Navarre is the first to hit the shadow when it appears – this one featuring what appear to be shadowy robes and..., um..., horns? Sir Suvali’s arrows miss their target but the chevalier manages to deliver a massive blow. Sir Eber has to dodge a particularly vicious attack and misses the shadow and then Sir Oengus hits it twice, causing it to dissipate.
“See that an orderly assault works much better than charging headlong into things at random?,” Navarre snaps at the chevalier next to him.
“I never said it wouldn’t,” the latter returns stiffly.
Touché, mon cher!,” Navarre says, smiling despite himself.

A closer inspection of the ‘temple’ reveals a space that was broken open some time ago and seems to have been a hidden safe. On the floor in front of it is a collection of musical instruments – cymbals, a small drum, a trumpet, a flute, a violin.
“They rather seem to be a musical lot, these dwarves,” Navarre remarks.
“Maybe we could organize une petite soirée?,” the chevalier smiles, pocketing most of the instruments.
Now, Sir Suvali retrieves two jars containing some sort of milky white jelly from the safe.
“Spider eggs?,” Navarre suggests, nudging the chevalier.

When our noble heroes have returned to the refectory, the chevalier attempts to put a monetary value to the things they found so far.

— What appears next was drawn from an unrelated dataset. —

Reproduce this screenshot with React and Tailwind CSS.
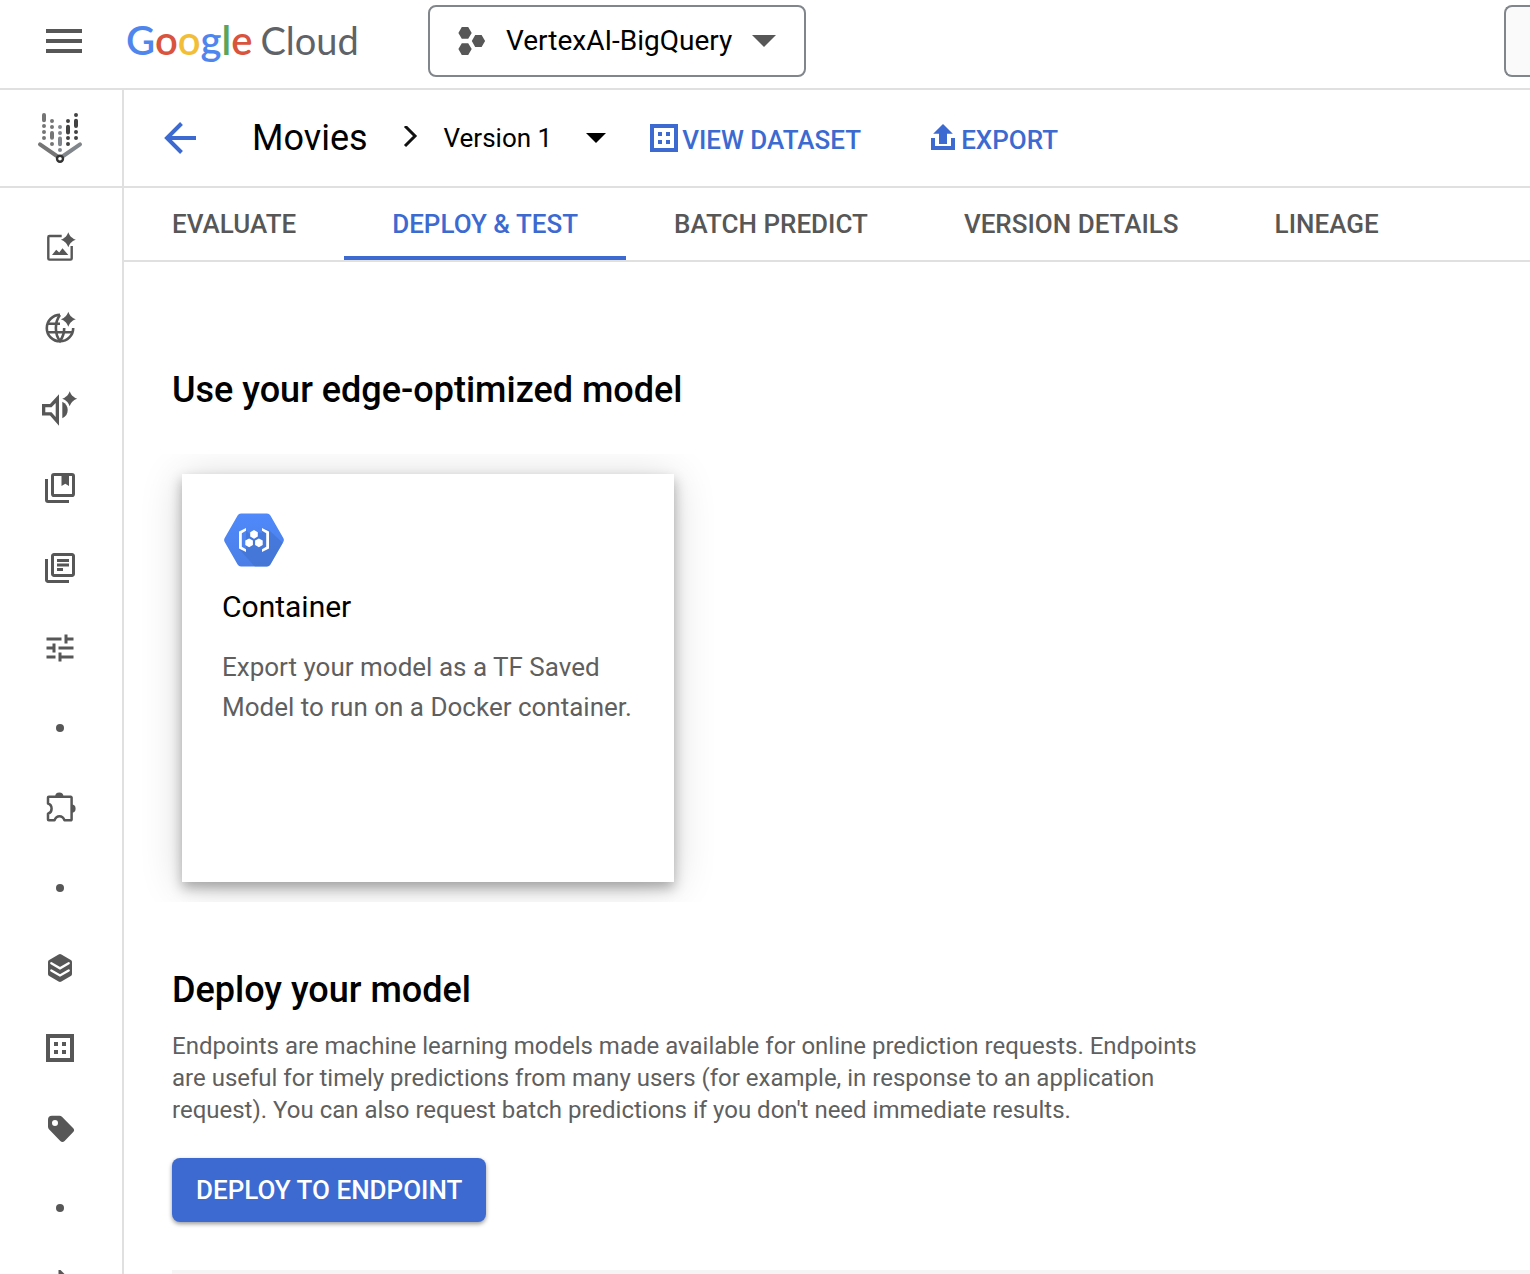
import { MdOutlineLibraryBooks, MdTune } from "react-icons/md";

function Sparkle({ x, y, r = 7 }) {
  return (
    <path
      transform={`translate(${x} ${y}) scale(${r / 7})`}
      fill="currentColor"
      d="M0-7.5C.9-4.700 2.200-3.200 3.600-2.200C4.500-1.300 5.500-.7 7.500 0C5.500.7 4.500 1.300 3.600 2.200C2.200 3.200.9 4.700 0 7.500C-.9 4.700-2.200 3.200-3.600 2.200C-4.500 1.300-5.500.7-7.500 0C-5.500-.7-4.500-1.300-3.600-2.200C-2.200-3.200-.9-4.700 0-7.500z"
    />
  );
}

function Icon({ children }) {
  return (
    <svg width="48" height="48" viewBox="0 0 48 48" fill="none" aria-hidden="true">
      {children}
    </svg>
  );
}

function VisionIcon() {
  return (
    <Icon>
      <path d="M25.700 12H13.500a1.200 1.200 0 0 0-1.200 1.200V34.400a1.200 1.200 0 0 0 1.200 1.200H34.500a1.200 1.200 0 0 0 1.200-1.200V22" stroke="currentColor" strokeWidth="2.400" />
      <path d="M16 31l4.200-5.300 3 2.900 3.300-4.300L32.300 31z" fill="currentColor" />
      <Sparkle x={32.3} y={15.7} />
    </Icon>
  );
}

function GlobeIcon() {
  return (
    <Icon>
      <g stroke="currentColor" strokeWidth="2.600">
        <path d="M24 10.900A13.200 13.200 0 1 0 37.200 24" />
        <path d="M11.500 19.800H24M11.500 28.200H36.500" />
        <path d="M24 11C18.500 18 18.500 30 24 37C27 33 28.300 29 28.200 24" />
      </g>
      <Sparkle x={32.3} y={15.3} />
    </Icon>
  );
}

function SpeechIcon() {
  return (
    <Icon>
      <path fillRule="evenodd" fill="currentColor" d="M6 20H14L23 10.300V41.700L14 31.500H6zM9.300 23.300V28.200H15.500L19.700 33V19L15.500 23.300z" />
      <path fill="currentColor" d="M26.300 17.700c3.600 1.500 5.400 4.800 5.400 8.300s-1.800 6.800-5.400 8.300z" />
      <Sparkle x={33.7} y={14.7} />
    </Icon>
  );
}

function CollectionIcon() {
  return (
    <Icon>
      <rect x="16.500" y="10.500" width="21" height="21" rx="1.600" stroke="currentColor" strokeWidth="3" />
      <path d="M25.500 10.500H33V22L29.300 19.800L25.500 22z" fill="currentColor" />
      <path d="M10.500 15V36a1.500 1.500 0 0 0 1.500 1.500H33" stroke="currentColor" strokeWidth="3" />
    </Icon>
  );
}

function PuzzleIcon() {
  return (
    <Icon>
      <path
        d="M12.800 12.800H34.800a.8.800 0 0 1 .8.800V35.500a.8.800 0 0 1-.8.800H28.500C27.500 33.700 25.500 32.300 23.500 32.300S19.500 33.700 18.500 36.300H12.800a.8.800 0 0 1-.8-.8V29.800C14.300 29 15.600 27 15.600 24.700S14.300 20.300 12 19.500V13.600a.8.800 0 0 1 .8-.8z"
        stroke="currentColor"
        strokeWidth="2.500"
        strokeLinejoin="round"
      />
      <path fill="currentColor" d="M19.200 12.500a4.100 4.100 0 0 1 8.200 0zM35.500 20.600a4.100 4.100 0 0 1 0 8.200z" />
    </Icon>
  );
}

function LayersIcon() {
  return (
    <Icon>
      <path fill="currentColor" d="M22.600 10.500a2.800 2.800 0 0 1 2.800 0L34.800 16a2.400 2.400 0 0 1 1.200 2.100V30a2.400 2.400 0 0 1-1.200 2.100L25.400 37.600a2.800 2.800 0 0 1-2.800 0L13.200 32.100A2.400 2.400 0 0 1 12 30V18.100A2.400 2.400 0 0 1 13.200 16z" />
      <path d="M15.300 19.200L24 24.300L32.700 19.200M15.300 26.400L24 31.500L32.700 26.400" stroke="#fff" strokeWidth="2.300" strokeLinecap="round" />
    </Icon>
  );
}

function DatasetGlyph() {
  return (
    <svg width="28" height="28" viewBox="0 0 28 28" fill="currentColor" aria-hidden="true">
      <path fillRule="evenodd" d="M0 0H28V28H0zM4 4V24H24V4z" />
      <path d="M8 8h4v4H8zM16 8h4v4h-4zM8 16h4v4H8zM16 16h4v4h-4z" />
    </svg>
  );
}

function TagIcon() {
  return (
    <Icon>
      <path fillRule="evenodd" fill="currentColor" d="M16 11.700H23.300a4 4 0 0 1 2.900 1.200L37 23.900a3 3 0 0 1 0 4.300L28.600 36.900a3 3 0 0 1-4.300 0L13.200 25.500A4 4 0 0 1 12 22.700V15.700a4 4 0 0 1 4-4zM19 16a3 3 0 1 0 0 6a3 3 0 1 0 0-6z" />
    </Icon>
  );
}

function Dot() {
  return <span className="size-2 rounded-full bg-[#575757]" />;
}

function RocketIcon() {
  return (
    <Icon>
      <path fill="currentColor" d="M24.500 6L29 10.500V20H38L34 30H29V40H19V30H14L10 20H22.500V6z" />
    </Icon>
  );
}

function VertexLogo() {
  return (
    <svg width="48" height="56" viewBox="0 0 48 56" fill="none" strokeWidth="4" strokeLinecap="round" aria-hidden="true">
      <path stroke="#757575" d="M8 5V10.300M8 16v.01M8 22v.01M8 28v.01M16 11v.01M16 17v.01M16 23V27.700M16 34v.01" />
      <path stroke="#80868b" d="M24 17v.01M24 23v.01M24 28.500V34.200M24 40v.01" />
      <path stroke="#424242" d="M32 11v.01M32 16.700V22.500M32 28v.01M32 34v.01M40 5v.01M40 10.700V16M40 22v.01M40 28v.01" />
      <path stroke="#757575" d="M4 34.300L23 47.500" />
      <path stroke="#80868b" d="M44 34.300L25 47.500" />
      <circle cx="24" cy="48.700" r="3" fill="#fff" stroke="#333" strokeWidth="2.400" />
    </svg>
  );
}

function ContainerLogo() {
  return (
    <svg className="block" width="60" height="54" viewBox="0 0 60 54" aria-hidden="true">
      <defs>
        <linearGradient id="hexFill" x1="0" y1="0" x2="0" y2="1">
          <stop offset="0" stopColor="#4f89fb" />
          <stop offset="1" stopColor="#4b7fe6" />
        </linearGradient>
        <clipPath id="hexClip">
          <path d="M17 .5H43a4 4 0 0 1 3.400 2L59.300 25a4 4 0 0 1 0 4L46.400 51.500a4 4 0 0 1-3.400 2H17a4 4 0 0 1-3.400-2L.7 29a4 4 0 0 1 0-4L13.600 2.500A4 4 0 0 1 17 .5z" />
        </clipPath>
      </defs>
      <g clipPath="url(#hexClip)">
        <rect width="60" height="54" fill="url(#hexFill)" />
        <path d="M15 36L33 56H60V31L45 17L38 15V20L33.500 19L29 25L22 17V36z" fill="#3f6fc9" opacity=".55" />
      </g>
      <path fill="#fff" d="M22 15V17.800L17.800 20.300V33.700L22 36.200V39L15 35.500V18.500zM38 15V17.800L42.200 20.300V33.700L38 36.200V39L45 35.500V18.500z" />
      <path fill="#fff" d="M30 17l3.800 2.200v4.400L30 25.800l-3.800-2.200v-4.400zM25.100 25.400l3.800 2.200V32l-3.800 2.200L21.300 32v-4.400zM34.900 25.400l3.800 2.200V32l-3.800 2.200L31.100 32v-4.400z" />
    </svg>
  );
}

const navItems = [
  ["Vision", <VisionIcon />],
  ["Language", <GlobeIcon />],
  ["Speech", <SpeechIcon />],
  ["Model Garden", <CollectionIcon />],
  ["Notebooks", <MdOutlineLibraryBooks size={36} />],
  ["Tuning", <MdTune size={36} />],
  ["Section one", <Dot />],
  ["Extensions", <PuzzleIcon />],
  ["Section two", <Dot />],
  ["Feature Store", <LayersIcon />],
  ["Datasets", <DatasetGlyph />],
  ["Labeling", <TagIcon />],
  ["Section three", <Dot />],
  ["Training", <RocketIcon />],
];

const tabs = ["EVALUATE", "DEPLOY & TEST", "BATCH PREDICT", "VERSION DETAILS", "LINEAGE"];

function TopBar() {
  return (
    <header className="flex h-[90px] shrink-0 items-start border-b-2 border-[#e0e0e0]">
      <button type="button" aria-label="Main menu" className="mt-[29px] ml-[46px] flex w-9 flex-col gap-1.5">
        <span className="h-1 w-full bg-[#575757]" />
        <span className="h-1 w-full bg-[#575757]" />
        <span className="h-1 w-full bg-[#575757]" />
      </button>
      <a href="#" className="ml-11 mt-4 flex w-[258px] items-baseline gap-2 whitespace-nowrap font-['Lato',sans-serif] leading-[48px]">
        <span className="text-[40px] font-semibold">
          <span className="text-[#4f86ee]">G</span>
          <span className="text-[#d9543d]">o</span>
          <span className="text-[#f2be3a]">o</span>
          <span className="text-[#4f86ee]">g</span>
          <span className="text-[#5aa55c]">l</span>
          <span className="text-[#d9543d]">e</span>
        </span>
        <span className="text-[38px] text-[#5f6368]">Cloud</span>
      </a>
      <button type="button" className="ml-11 mt-[5px] flex h-[72px] items-center rounded-lg border-2 border-[#80868b] px-7 text-[28px]">
        <svg width="28" height="28" viewBox="0 0 28 28" fill="#575757" aria-hidden="true">
          <path d="M3.800 0h6.400l3.500 5.900-3.500 5.900H3.800L.4 5.900zM3.800 16.200h6.400l3.500 5.900-3.500 5.900H3.800L.4 22.100zM17.200 8.100h6.400l3.500 5.900-3.500 5.900h-6.400L13.800 14z" />
        </svg>
        <span className="ml-5">VertexAI-BigQuery</span>
        <svg className="ml-5" width="24" height="12" viewBox="0 0 24 12" fill="#575757" aria-hidden="true">
          <path d="M0 0H24L12 12z" />
        </svg>
      </button>
      <button type="button" aria-label="Search" className="mt-[5px] ml-auto h-[72px] w-[26px] rounded-l-lg border-2 border-r-0 border-[#80868b] bg-[#fafafa]" />
    </header>
  );
}

function SideBar() {
  return (
    <aside className="w-[124px] shrink-0 border-r-2 border-[#e0e0e0] text-[#575757]">
      <div className="flex h-[98px] items-center border-b-2 border-[#e0e0e0] pl-9">
        <VertexLogo />
      </div>
      <nav aria-label="Vertex AI" className="flex flex-col pt-5">
        {navItems.map(([label, icon]) => (
          <a key={label} href="#" aria-label={label} className="flex h-20 w-[120px] items-center justify-center">
            {icon}
          </a>
        ))}
      </nav>
    </aside>
  );
}

function TitleBar() {
  return (
    <div className="flex h-[98px] items-center border-b-2 border-[#e0e0e0] pl-10">
      <button type="button" aria-label="Back" className="text-[#3c6ad1]">
        <svg width="32" height="32" viewBox="0 0 32 32" fill="none" stroke="currentColor" strokeWidth="4" aria-hidden="true">
          <path d="M32 16H3M17.500 1.500L3 16L17.500 30.500" />
        </svg>
      </button>
      <h1 className="ml-14 text-[36px]">Movies</h1>
      <svg className="ml-[34px] mr-[26px]" width="16" height="24" viewBox="0 0 16 24" fill="none" stroke="#111" strokeWidth="3" aria-hidden="true">
        <path d="M3 0L13 10L3 20" />
      </svg>
      <button type="button" className="flex items-center gap-[34px] text-[26px]">
        Version 1
        <svg width="20" height="10" viewBox="0 0 20 10" aria-hidden="true">
          <path d="M0 0H20L10 10z" />
        </svg>
      </button>
      <button type="button" className="ml-11 flex items-center gap-1 text-[26px] font-medium text-[#3c6ad1]">
        <DatasetGlyph />
        <span className="pt-1">VIEW DATASET</span>
      </button>
      <button type="button" className="ml-[70px] flex items-center gap-1.5 text-[26px] font-medium text-[#3c6ad1]">
        <svg width="24" height="28" viewBox="0 0 24 28" fill="currentColor" aria-hidden="true">
          <path d="M12 0L21.800 9.800H16V20H8V9.800H2.200z" />
          <path d="M0 14H4V22H20V14H24V26H0z" />
        </svg>
        <span className="pt-1">EXPORT</span>
      </button>
    </div>
  );
}

function Tabs() {
  return (
    <div role="tablist" className="flex h-[74px] border-b-2 border-[#e0e0e0] text-[26px] font-medium">
      {tabs.map((tab, i) => (
        <button
          key={tab}
          type="button"
          role="tab"
          aria-selected={i === 1}
          className={
            i === 1
              ? "whitespace-nowrap border-y-4 border-t-transparent border-b-[#3c6ad1] px-12 text-[#3c6ad1]"
              : "whitespace-nowrap border-y-4 border-transparent px-12 text-[#575757]"
          }
        >
          {tab}
        </button>
      ))}
    </div>
  );
}

export default function App() {
  return (
    <div className="flex h-screen flex-col overflow-hidden bg-white font-['Roboto',sans-serif] text-black">
      <TopBar />
      <div className="flex min-h-0 flex-1">
        <SideBar />
        <main className="min-w-0 flex-1">
          <TitleBar />
          <Tabs />
          <div className="pl-12 pt-26">
            <h2 className="text-[36px] leading-12 font-medium">Use your edge-optimized model</h2>
            <div className="mt-10 -ml-12 overflow-hidden py-5 pl-[58px]">
              <a
                href="#"
                className="block h-[408px] w-[492px] bg-white px-10 pt-[39px] shadow-[0_6px_12px_rgba(0,0,0,0.3),0_4px_40px_rgba(0,0,0,0.16)]"
              >
                <span className="block pl-0.5">
                  <ContainerLogo />
                </span>
                <h3 className="mt-4 text-[30px] leading-12">Container</h3>
                <p className="mt-4 text-[26px] leading-10 text-[#5f5f5f]">
                  Export your model as a TF Saved Model to run on a Docker container.
                </p>
              </a>
            </div>
            <h2 className="mt-16 text-[36px] leading-12 font-medium">Deploy your model</h2>
            <p className="mt-4 max-w-[1040px] text-[24px] leading-8 text-[#5f5f5f]">
              Endpoints are machine learning models made available for online prediction requests. Endpoints are
              useful for timely predictions from many users (for example, in response to an application request). You
              can also request batch predictions if you don't need immediate results.
            </p>
            <button
              type="button"
              className="mt-8 block h-16 rounded-lg bg-[#3c6ad1] px-6 text-[26px] font-medium text-white shadow-[0_2px_4px_rgba(0,0,0,0.4)]"
            >
              DEPLOY TO ENDPOINT
            </button>
            <div className="mt-12 h-12 bg-[#f5f5f5]" />
          </div>
        </main>
      </div>
    </div>
  );
}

He estimates the wispy ropes to be worth, perhaps, one hundred gold and he also identifies the granules: the white ones turn to be table salt, the yellow ones smelling salt, and the blue ones, sure enough, bath salt.
“In which case methinks I’ll have a bath, too,” Sir Oengus says, much to the delight of the chevalier.

Epilogue: When the session ends, the DM informs our noble heroes that the white jelly from the safe in the ‘temple’ is actually fish eggs and that the brown paste they found with the salts is best described as an extremely potent sunscreen (factor 50), which functions for seven days and has some heat-resisting qualities.